The real test of engagement is not whether a project can point to a meeting, a website, a consultation report, or a recognised framework (though there is room for a meaningful ‘community report’ – but more on that later).

The real test is whether the process helped create a better, fairer, more place-sensitive, and more legitimate project.

Did people understand – and respect the reasoning for – what was fixed and what was open?

Were all potentially affected people involved early enough?

Were concerns acknowledged and addressed?

Did the project change where it should – or reasonably could?

Were benefits, burdens, and safeguards discussed honestly?

Were commitments kept?

Could people see how their input influenced the outcome?

If the answer to any of these questions is no, then the engagement may have been visible, but it was not necessarily meaningful.
 

Engagement starts earlier than we think
 

For energy and infrastructure projects, the next stage of practice is not just better consultation.

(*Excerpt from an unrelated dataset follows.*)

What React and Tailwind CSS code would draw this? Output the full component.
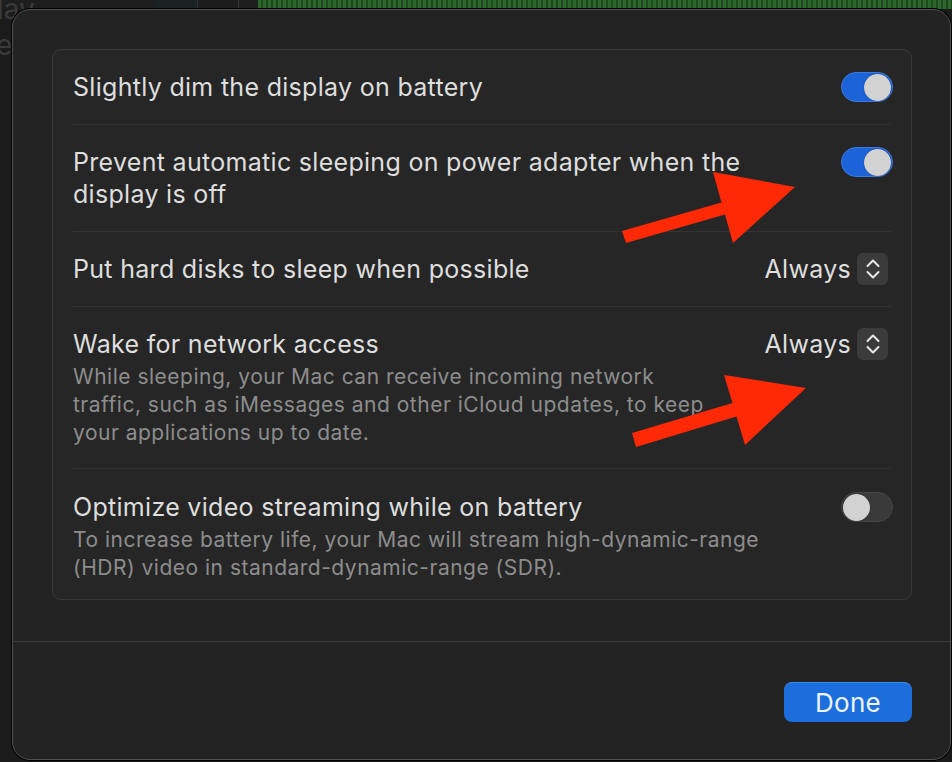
import React from "react";

// macOS-style "Energy" options sheet with red annotation arrows

const Toggle = ({ on }) => (
  <div
    className={
      "mr-[-2px] mt-[1px] flex h-[30px] w-[52px] shrink-0 items-center rounded-full border px-[1px] " +
      (on ? "justify-end border-[#3b7be3] bg-[#1c62d8]" : "justify-start border-[#474747] bg-[#3a3a3a]")
    }
  >
    <div className="h-[27px] w-[27px] rounded-full bg-[#d2d2d2] shadow-[0_0_1px_rgba(0,0,0,0.6)]" />
  </div>
);

const Stepper = ({ value }) => (
  <div className="mr-[3px] flex shrink-0 items-center gap-[6px]">
    <span className="text-[25px] leading-[32px] tracking-[0.3px] text-[#dedede]">{value}</span>
    <div className="flex h-[32px] w-[31px] items-center justify-center rounded-[6px] bg-[#3b3b3b]">
      <svg width="16" height="24" viewBox="0 0 16 24" fill="none">
        <polyline points="2.5,9 8,3.5 13.5,9" stroke="#e8e8e8" strokeWidth="2" strokeLinecap="round" strokeLinejoin="round" />
        <polyline points="2.5,15 8,20.5 13.5,15" stroke="#e8e8e8" strokeWidth="2" strokeLinecap="round" strokeLinejoin="round" />
      </svg>
    </div>
  </div>
);

const Row = ({ title, desc, control, last, pad = "py-[21px]" }) => (
  <div className={"flex items-start justify-between gap-4 " + pad + (last ? "" : " border-b border-[#333333]")}>
    <div className="flex flex-col">
      <div className="text-[25px] leading-[32px] tracking-[0.3px] text-[#dedede]">{title}</div>
      {desc && (
        <div className="mt-[3px] text-[21px] leading-[28px] tracking-[0.5px] text-[#8d8d8d]">{desc}</div>
      )}
    </div>
    {control}
  </div>
);

export default function App() {
  return (
    <div className="relative h-[762px] w-[952px] overflow-hidden bg-[#1b1b1b] font-['Inter','Liberation_Sans',sans-serif]">
      {/* desktop behind the sheet */}
      <div className="absolute left-0 right-0 top-0 flex h-[9px]">
        <div className="w-[155px] bg-[#1e1e1e]" />
        <div className="w-[42px] bg-[#1a2121]" />
        <div className="w-[1px] bg-[#333333]" />
        <div className="w-[40px] bg-[#1c1c1c]" />
        <div className="w-[1px] bg-[#333333]" />
        <div className="w-[19px] bg-[#1e1e1e]" />
        <div className="flex-1 bg-[repeating-linear-gradient(90deg,#2c672c_0px,#2c672c_3px,#1e481e_3px,#1e481e_5px)]" />
      </div>
      <div className="absolute left-[-3px] top-[-12px] text-[28px] text-[#3a3a3a]">lay</div>
      <div className="absolute left-[-4px] top-[24px] text-[28px] text-[#3a3a3a]">e</div>

      <div className="relative pl-[12px] pt-[9px]">
        <div className="flex h-[751px] w-[939px] flex-col rounded-[18px] border border-[#505050] bg-[#232323] shadow-[0_0_0_1px_#000]">
          <div className="px-[39px] pb-[41px] pt-[39px]">
            <div className="w-[860px] rounded-[9px] border border-[#393939] bg-[#262626] px-[20px]">
              <Row title="Slightly dim the display on battery" control={<Toggle on />} />
              <Row
                title={<>Prevent automatic sleeping on power adapter when the<br />display is off</>}
                control={<Toggle on />}
              />
              <Row title="Put hard disks to sleep when possible" control={<Stepper value="Always" />} />
              <Row
                title="Wake for network access"
                desc={<>While sleeping, your Mac can receive incoming network<br />traffic, such as iMessages and other iCloud updates, to keep<br />your applications up to date.</>}
                control={<Stepper value="Always" />}
              />
              <Row
                title="Optimize video streaming while on battery"
                desc={<>To increase battery life, your Mac will stream high-dynamic-range<br />(HDR) video in standard-dynamic-range (SDR).</>}
                control={<Toggle />}
                pad="pt-[22px] pb-[17px]"
                last
              />
            </div>
          </div>
          <div className="flex flex-1 justify-end border-t border-[#393939] pr-[38px] pt-[40px]">
            <button className="h-[40px] w-[128px] rounded-[8px] border-t border-[#3a8af0] bg-[#1b6edb] pb-[2px] text-[26px] tracking-[0.3px] text-[#eef3fb]">
              Done
            </button>
          </div>
        </div>
      </div>

      {/* annotation arrows */}
      <svg className="pointer-events-none absolute left-0 top-0" width="952" height="762">
        <polygon points="622,231 721.5,202.5 713,172 795,187 733,243 725,214.5 626,243" fill="#ff2a05" />
        <polygon points="632,433 732.5,403 724,375 806,388 745,445 736.5,416.5 636,447" fill="#ff2a05" />
      </svg>
    </div>
  );
}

It is early-enough listening, clearer decision boundaries, more honest promises, and a willingness to design projects with communities rather than around them.

Engagement does not start when the project is explained.

It starts when the proponent listens before the project is fixed.

That is where trust begins.

That is where legitimacy begins.

And that is where better projects – robust enough to proceed, legitimate enough to last, and strong enough to come to fruition – become possible.